We zoom down onto a patch of forest to find four trucks with camouflage netting amid the foliage. They are military vehicles carrying electronic warfare systems. Fair game.
‘They’ll be dead this night,’ laughs Maslov. ‘We will take them out with bomber drones.’ Ivan starts singing in Ukrainian, joyously.
A jeep appears on the screen and Maslov leans in to look more closely. ‘I want to see where this is going,’ he tells me. ‘It looks like a commander could be coming. Look at how the jeep is not stopped at any of the checkpoints.’
The drone footage is so clear that, even from almost one mile up in the air, the Ukrainians can make out that it’s a Soviet-era UAZ model.
They watch it drive along a main road — noting a right-hand turn, a dirt track, ahead.
‘Will he turn right?’ asks Maslov excitedly. ‘I reckon he will turn right.’
He turns right. The men whoop.
‘He will show us the tanks,’ says Maslov. ‘And the artillery,’ says Ivan.
The jeep pulls into the edge of woodland. A man gets out and starts walking to meet another man.
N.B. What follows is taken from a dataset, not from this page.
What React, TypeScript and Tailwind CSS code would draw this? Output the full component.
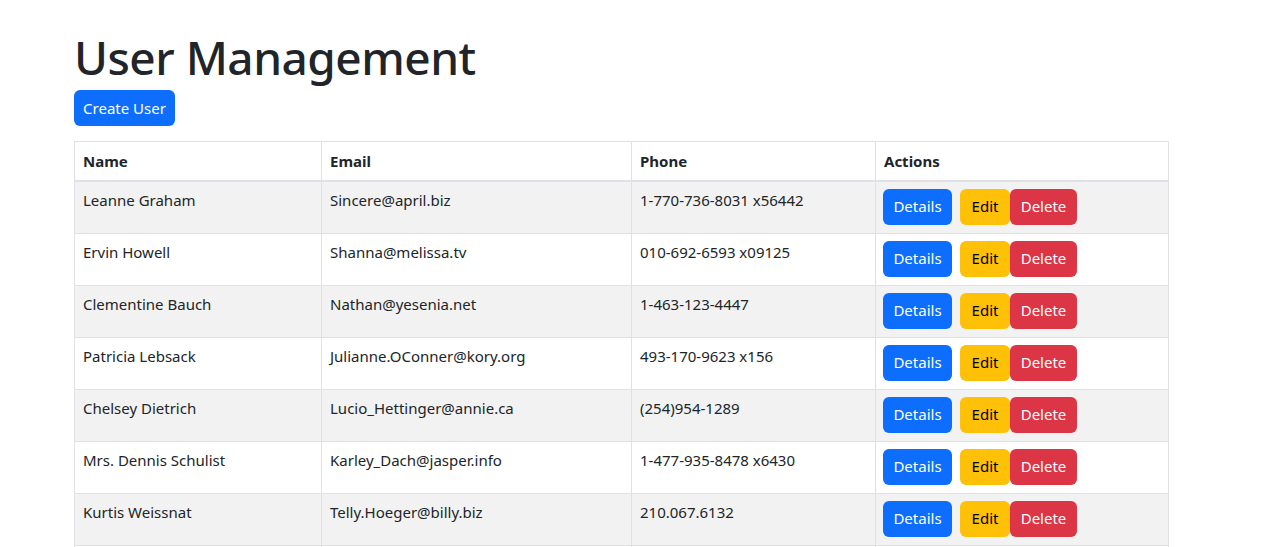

They hug, clearly comfortable with each other.
‘Ah, temporarily alive Russian soldiers,’ says Maslov.
That’s when he calls the unit with the killer drones and gives them the co-ordinates of the site we’re watching.
It’s been decided to wait until nightfall to take them out, Maslov tells me.
Ukrainian soldier fire artillery in the direction of Bakhmut
I realise I am watching these men’s last day on this earth. Soon, death will find them from the skies, and they have no idea. This is the live streaming of war — conflict as spectacle.
Mission accomplished, our drone begins the journey home. Today, I understood first-hand that this is how Kyiv most effectively hurts Moscow, by striking it at home.
Yet still Washington insists that any weaponry it supplies cannot be used to enter or attack Russian territory.
Still the Ukrainians are forced to fight with one hand tied behind their backs.
This is an egregious mistake, and as long as it continues, any sort of victory will remain out of reach.
Russia will remain a threat, able to menace not only Ukraine but also Europe, and the wider West.
It’s time to unshackle Ukraine. Finally, we have given them the tools. Now, let them finish the job.